6.4. Agents

In RL, an agent is an autonomous entity that interacts with an environment, receiving rewards for performing certain actions and updates its behavior based on that feedback. The agent’s goal is to learn a policy that maximizes its cumulative reward over time.

From a scientific perspective, the agent is typically modeled as a decision-making system that maps states of the environment to actions through a policy. The policy can be deterministic or probabilistic and can be learned through various RL algorithms such as Q-Learning, SARSA, or Policy Gradient methods. The agent’s performance is evaluated using metrics such as reward, cumulative reward, and value functions. Overall, an agent in RL provides an algorithm that makes decisions and learns from experience to optimize its performance in a given task.

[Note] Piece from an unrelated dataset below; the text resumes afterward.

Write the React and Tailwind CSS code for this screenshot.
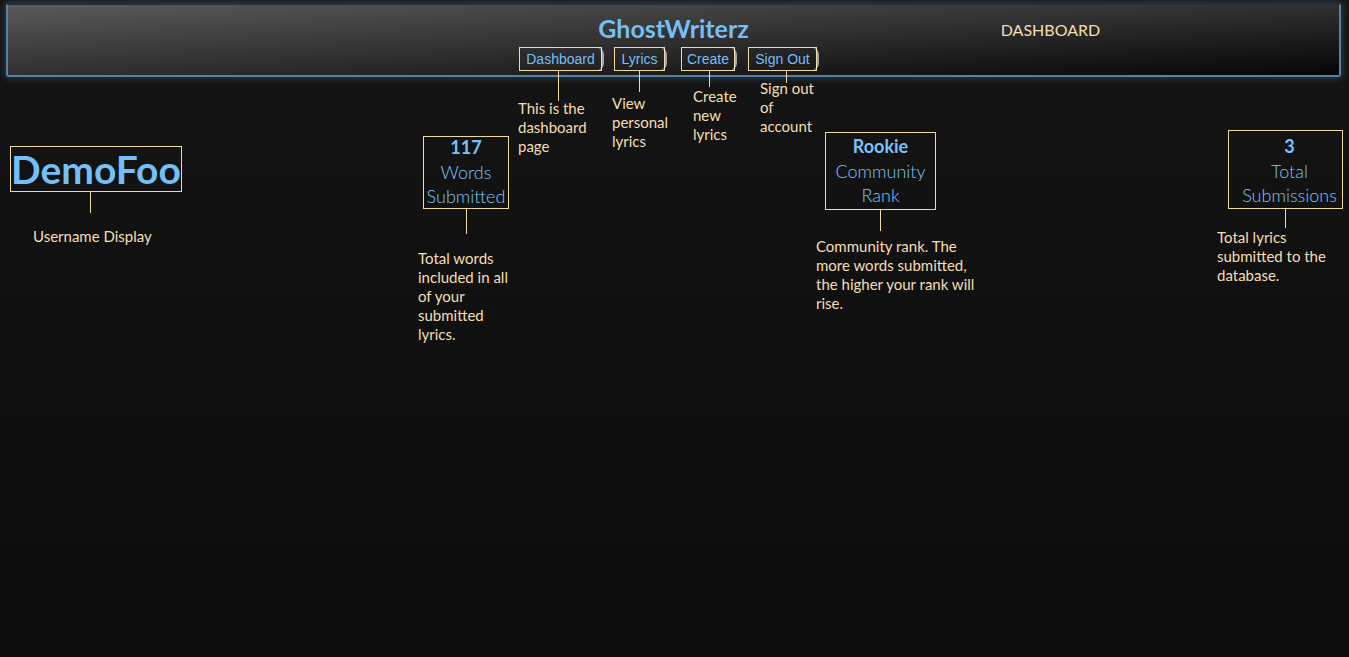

MLPro-RL supplies a special agent model landscape, which covers different RL scenarios including a simple single-agent RL, a multi-agent RL, and model-based agents with an optional action planner. For the multi-agent RL, the structure is constructed by assigning multiple single agents in a group. The main component of each single-agent (either single-agent or multi-agent RL) is the policy. The basic class of the policy is inherited from the ML Model of basic MLPro functionality and extended by the RL-related function of the action calculation. The users can inherit the basic class of the policy to implement their own custom algorithms or simply use algorithms from third-party packages via wrapper classes. The other possibility would be importing algorithms from the pool object. For an overview, the simplified class diagram of agents in MLPro is described below.

../../../../_images/MLPro-RL_agents.png — This figure is taken from MLPro 1.0 paper.

Moreover, an environment model (known as EnvModel class) can be supplemented to a single agent, i.e. for model-based RL cases. This class can be used for model-based learning, which learns the behaviour or dynamics of the environment. Another possible extension of the model-based agent is an action planner. Action planner uses the environment model (or EnvModel) to plan the next action by predicting the output on a certain horizon. An example of action planner algorithms is Model Predictive Control (MPC), which is also provided in MLPro.

Additionally, you can find more comprehensive explanations of agents in MLPro-RL including a sample application on controlling a UR5 Robot in this paper: MLPro 1.0 - Standardized Reinforcement Learning and Game Theory in Python.

Here are some subsections of the agent model landscape of MLPro-RL, which might be interesting for the users:

The following flowchart describes the adaptation procedure of an agent. In the beginning, the loop checks whether it is model-based RL or model-free RL. If it is a model-free RL, then the loop is jumped to a direct policy adaptation. Then, the current step ended after the policy adaptation. Meanwhile, in the model-based RL, the EnvModel is first adapted, and then the loop checks whether the accuracy of the EnvModel exceeds a given threshold. This activity is to make sure that the EnvModel is accurate enough for policy adaptation. If the accuracy is higher than the threshold, then the policy adaptation takes place with EnvModel. Otherwise, the current step is ended without any policy adaptations.